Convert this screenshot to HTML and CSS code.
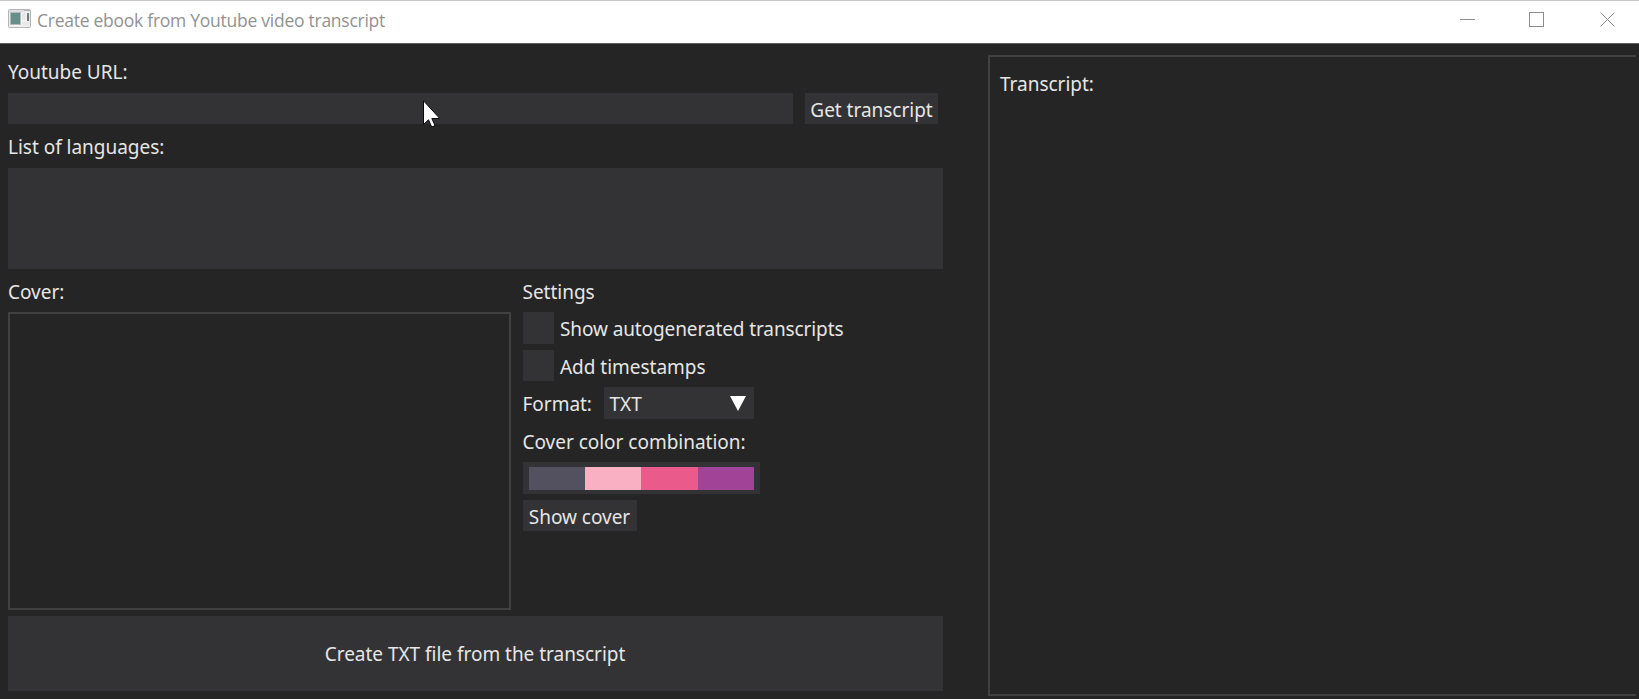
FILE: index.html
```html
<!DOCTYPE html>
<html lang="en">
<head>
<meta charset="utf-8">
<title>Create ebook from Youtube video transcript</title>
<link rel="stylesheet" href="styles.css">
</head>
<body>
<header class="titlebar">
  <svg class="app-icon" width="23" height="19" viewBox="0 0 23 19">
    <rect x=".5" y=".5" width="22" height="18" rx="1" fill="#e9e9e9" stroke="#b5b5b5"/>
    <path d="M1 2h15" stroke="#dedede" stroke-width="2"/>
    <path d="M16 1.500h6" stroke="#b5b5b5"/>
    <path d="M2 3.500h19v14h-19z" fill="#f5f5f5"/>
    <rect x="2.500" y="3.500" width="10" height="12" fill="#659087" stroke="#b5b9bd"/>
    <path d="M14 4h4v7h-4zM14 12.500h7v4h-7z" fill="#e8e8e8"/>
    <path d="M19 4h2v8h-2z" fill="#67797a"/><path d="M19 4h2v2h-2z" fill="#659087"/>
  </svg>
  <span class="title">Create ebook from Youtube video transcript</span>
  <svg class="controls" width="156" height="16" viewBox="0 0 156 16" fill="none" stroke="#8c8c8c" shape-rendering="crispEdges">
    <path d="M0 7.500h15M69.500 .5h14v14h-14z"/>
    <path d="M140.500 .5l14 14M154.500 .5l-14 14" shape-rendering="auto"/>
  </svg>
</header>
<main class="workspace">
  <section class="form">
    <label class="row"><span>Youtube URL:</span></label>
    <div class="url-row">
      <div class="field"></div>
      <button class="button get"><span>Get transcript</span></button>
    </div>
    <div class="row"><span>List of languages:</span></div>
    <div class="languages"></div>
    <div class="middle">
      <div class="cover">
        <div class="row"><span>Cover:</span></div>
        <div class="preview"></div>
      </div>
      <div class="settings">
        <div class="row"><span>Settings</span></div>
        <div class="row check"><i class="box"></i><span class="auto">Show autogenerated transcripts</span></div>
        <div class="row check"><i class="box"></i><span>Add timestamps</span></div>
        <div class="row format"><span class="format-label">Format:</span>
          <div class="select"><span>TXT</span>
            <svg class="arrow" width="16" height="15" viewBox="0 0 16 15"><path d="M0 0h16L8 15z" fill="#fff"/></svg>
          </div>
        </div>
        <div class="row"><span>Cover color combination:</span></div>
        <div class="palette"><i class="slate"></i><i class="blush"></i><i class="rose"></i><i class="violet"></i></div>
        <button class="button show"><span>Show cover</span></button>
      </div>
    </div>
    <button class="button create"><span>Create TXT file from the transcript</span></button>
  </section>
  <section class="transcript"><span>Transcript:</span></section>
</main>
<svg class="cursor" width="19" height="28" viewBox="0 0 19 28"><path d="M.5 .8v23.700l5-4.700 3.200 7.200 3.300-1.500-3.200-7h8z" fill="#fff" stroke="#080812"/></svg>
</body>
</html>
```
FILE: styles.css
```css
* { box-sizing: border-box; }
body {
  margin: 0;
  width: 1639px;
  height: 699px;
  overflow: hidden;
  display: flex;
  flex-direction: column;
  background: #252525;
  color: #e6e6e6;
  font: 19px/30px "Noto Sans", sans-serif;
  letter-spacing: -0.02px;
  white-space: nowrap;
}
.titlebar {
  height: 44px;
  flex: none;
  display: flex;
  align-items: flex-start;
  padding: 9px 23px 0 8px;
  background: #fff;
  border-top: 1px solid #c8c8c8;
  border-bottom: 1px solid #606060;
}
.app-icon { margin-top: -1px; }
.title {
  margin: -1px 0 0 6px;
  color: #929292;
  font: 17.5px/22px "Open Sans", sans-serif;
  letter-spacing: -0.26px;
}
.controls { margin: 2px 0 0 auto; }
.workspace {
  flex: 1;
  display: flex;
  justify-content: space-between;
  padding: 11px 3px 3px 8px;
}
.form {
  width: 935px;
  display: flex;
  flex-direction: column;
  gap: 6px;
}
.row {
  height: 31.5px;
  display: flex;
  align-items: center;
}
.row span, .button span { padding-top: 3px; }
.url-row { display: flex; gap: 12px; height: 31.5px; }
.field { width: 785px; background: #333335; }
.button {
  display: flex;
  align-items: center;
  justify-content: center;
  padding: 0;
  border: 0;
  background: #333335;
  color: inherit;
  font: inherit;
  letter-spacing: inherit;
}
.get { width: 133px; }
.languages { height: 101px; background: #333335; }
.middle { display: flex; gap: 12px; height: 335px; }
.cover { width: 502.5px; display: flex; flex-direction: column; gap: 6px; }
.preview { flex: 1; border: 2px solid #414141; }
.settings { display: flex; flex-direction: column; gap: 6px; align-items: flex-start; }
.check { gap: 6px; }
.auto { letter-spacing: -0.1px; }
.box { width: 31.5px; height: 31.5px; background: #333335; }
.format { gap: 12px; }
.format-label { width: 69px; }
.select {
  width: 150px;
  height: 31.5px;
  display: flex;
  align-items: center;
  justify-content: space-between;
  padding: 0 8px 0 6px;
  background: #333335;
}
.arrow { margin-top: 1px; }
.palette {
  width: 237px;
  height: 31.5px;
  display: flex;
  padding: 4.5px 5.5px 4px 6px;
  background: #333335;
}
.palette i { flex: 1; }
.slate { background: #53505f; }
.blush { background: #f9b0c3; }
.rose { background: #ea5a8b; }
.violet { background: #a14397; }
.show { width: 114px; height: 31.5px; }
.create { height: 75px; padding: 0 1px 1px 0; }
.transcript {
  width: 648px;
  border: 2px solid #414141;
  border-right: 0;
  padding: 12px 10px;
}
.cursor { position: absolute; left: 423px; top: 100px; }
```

++++++++

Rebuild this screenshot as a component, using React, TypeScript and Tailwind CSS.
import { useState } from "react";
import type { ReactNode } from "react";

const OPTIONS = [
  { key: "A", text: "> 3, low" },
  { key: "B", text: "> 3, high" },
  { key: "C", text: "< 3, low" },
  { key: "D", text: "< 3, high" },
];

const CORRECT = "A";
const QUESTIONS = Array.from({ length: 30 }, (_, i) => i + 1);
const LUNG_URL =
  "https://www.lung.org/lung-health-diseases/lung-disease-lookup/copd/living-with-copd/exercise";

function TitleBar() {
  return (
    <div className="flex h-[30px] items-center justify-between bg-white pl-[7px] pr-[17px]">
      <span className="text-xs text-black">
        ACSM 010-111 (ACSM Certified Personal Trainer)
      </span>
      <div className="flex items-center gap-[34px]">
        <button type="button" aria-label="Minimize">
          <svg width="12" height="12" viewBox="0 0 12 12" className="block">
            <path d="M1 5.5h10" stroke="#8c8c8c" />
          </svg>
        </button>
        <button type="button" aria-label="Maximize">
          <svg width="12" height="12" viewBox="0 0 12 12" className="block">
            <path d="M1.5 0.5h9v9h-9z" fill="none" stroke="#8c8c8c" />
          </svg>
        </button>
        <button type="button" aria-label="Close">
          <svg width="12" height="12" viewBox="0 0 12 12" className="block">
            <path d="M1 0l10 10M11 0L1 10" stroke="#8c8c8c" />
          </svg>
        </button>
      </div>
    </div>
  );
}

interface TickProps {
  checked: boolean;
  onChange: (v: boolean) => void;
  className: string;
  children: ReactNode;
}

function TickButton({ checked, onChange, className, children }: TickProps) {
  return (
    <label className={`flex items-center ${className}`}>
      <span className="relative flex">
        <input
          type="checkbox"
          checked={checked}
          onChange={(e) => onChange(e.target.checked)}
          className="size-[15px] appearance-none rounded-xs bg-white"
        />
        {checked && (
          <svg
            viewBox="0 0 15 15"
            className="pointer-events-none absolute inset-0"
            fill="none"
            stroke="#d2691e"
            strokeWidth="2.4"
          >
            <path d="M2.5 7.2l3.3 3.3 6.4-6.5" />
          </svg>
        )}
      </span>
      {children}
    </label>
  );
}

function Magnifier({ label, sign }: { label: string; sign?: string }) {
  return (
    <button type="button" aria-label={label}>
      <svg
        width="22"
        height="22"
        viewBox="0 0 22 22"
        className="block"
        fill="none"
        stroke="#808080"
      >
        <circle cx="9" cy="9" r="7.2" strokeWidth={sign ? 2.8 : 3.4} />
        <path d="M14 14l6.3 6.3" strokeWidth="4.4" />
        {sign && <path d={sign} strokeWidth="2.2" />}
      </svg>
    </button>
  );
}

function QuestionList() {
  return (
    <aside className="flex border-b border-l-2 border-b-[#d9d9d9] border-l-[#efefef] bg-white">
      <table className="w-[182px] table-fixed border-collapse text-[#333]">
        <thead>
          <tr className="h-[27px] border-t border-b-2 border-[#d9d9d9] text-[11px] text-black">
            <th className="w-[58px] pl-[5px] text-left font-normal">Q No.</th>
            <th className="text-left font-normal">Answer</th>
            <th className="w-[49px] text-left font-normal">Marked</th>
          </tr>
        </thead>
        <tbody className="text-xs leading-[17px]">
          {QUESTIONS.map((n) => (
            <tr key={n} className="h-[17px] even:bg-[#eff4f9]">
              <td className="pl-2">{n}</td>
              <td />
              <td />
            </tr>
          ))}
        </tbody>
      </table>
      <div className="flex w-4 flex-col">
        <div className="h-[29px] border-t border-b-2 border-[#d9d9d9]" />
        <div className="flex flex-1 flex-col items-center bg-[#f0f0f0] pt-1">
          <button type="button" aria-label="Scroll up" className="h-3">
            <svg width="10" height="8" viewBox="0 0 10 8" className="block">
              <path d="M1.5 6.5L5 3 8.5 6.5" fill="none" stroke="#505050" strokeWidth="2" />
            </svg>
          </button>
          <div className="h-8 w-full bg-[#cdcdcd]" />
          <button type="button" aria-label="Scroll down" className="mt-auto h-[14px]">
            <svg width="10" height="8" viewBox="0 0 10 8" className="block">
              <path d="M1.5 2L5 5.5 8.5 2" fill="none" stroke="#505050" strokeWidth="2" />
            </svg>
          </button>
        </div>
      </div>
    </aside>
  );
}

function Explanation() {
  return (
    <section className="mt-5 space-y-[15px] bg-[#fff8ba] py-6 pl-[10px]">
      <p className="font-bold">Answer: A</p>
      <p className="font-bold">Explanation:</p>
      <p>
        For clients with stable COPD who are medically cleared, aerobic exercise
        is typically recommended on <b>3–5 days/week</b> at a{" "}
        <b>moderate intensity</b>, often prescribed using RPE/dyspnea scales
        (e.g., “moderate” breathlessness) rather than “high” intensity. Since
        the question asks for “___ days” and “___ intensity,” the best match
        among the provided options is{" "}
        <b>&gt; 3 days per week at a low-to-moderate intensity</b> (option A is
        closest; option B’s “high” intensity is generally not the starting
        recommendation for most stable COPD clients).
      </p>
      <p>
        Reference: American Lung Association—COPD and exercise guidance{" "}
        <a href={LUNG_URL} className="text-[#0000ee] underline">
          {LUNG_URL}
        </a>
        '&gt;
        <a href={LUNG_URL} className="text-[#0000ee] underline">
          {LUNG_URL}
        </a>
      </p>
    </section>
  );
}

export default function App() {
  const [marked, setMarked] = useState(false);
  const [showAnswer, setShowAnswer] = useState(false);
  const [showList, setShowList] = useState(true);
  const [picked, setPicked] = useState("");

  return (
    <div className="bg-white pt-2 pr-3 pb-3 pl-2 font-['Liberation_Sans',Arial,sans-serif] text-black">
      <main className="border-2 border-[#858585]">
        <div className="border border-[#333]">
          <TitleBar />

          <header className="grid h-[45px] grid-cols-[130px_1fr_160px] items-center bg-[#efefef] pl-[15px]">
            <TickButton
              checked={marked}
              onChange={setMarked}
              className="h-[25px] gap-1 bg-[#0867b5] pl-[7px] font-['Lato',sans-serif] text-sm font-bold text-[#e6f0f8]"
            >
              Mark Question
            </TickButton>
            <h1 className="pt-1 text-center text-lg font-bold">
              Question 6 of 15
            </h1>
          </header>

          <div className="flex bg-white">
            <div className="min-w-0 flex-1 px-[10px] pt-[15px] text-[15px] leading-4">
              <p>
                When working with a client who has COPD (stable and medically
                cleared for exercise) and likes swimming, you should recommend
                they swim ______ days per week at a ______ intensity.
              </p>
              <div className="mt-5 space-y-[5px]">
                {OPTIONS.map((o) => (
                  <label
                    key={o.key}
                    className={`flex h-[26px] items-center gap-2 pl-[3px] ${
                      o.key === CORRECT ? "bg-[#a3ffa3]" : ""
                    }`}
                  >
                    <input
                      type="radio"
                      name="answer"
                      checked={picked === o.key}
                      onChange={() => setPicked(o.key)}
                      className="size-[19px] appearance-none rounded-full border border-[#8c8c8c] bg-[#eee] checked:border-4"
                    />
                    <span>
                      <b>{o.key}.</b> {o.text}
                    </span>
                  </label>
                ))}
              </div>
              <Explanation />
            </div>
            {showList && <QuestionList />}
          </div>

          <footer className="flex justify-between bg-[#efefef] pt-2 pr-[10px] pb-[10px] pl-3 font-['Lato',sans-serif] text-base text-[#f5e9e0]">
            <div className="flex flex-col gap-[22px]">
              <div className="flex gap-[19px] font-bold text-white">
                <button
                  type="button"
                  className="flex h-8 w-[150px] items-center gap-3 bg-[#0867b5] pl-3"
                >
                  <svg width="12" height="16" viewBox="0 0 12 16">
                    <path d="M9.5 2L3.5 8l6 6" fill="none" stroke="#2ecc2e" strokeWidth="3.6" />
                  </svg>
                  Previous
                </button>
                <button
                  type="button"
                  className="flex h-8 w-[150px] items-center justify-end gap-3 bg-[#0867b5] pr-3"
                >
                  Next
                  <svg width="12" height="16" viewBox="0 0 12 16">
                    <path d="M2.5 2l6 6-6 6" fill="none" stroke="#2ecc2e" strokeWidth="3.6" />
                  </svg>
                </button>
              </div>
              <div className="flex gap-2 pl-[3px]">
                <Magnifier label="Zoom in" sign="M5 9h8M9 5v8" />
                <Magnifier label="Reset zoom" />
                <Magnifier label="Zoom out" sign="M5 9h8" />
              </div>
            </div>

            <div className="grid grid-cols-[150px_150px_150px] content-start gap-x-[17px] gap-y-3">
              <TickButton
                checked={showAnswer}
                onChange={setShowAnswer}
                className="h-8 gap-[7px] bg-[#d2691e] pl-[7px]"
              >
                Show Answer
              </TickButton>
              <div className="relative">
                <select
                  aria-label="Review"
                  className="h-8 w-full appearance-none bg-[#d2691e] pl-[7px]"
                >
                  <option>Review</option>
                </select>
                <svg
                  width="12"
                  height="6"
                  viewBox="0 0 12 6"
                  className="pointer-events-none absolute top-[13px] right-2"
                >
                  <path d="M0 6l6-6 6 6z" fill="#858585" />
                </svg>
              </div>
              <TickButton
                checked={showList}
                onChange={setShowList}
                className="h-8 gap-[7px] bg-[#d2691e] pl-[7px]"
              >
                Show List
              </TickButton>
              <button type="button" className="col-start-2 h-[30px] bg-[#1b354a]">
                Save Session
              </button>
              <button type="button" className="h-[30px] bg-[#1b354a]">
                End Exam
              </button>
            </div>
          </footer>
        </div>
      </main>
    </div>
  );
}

++++++++

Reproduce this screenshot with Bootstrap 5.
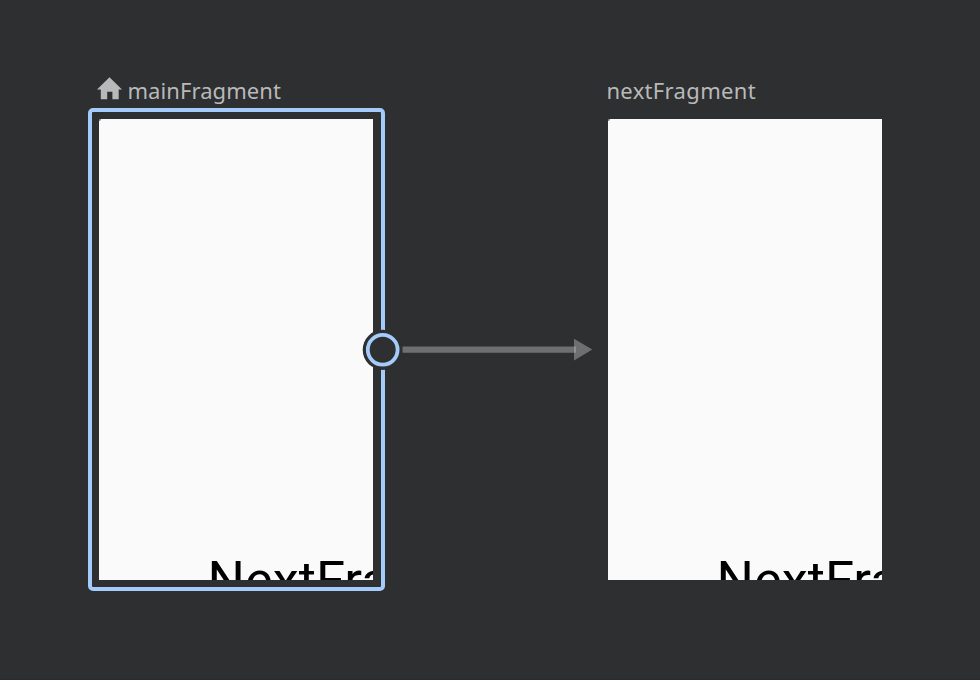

++++++++

→ **Set task**:
Give only the number of lines in the listing above that include the string "screenshot".

→ **Written answer**:
3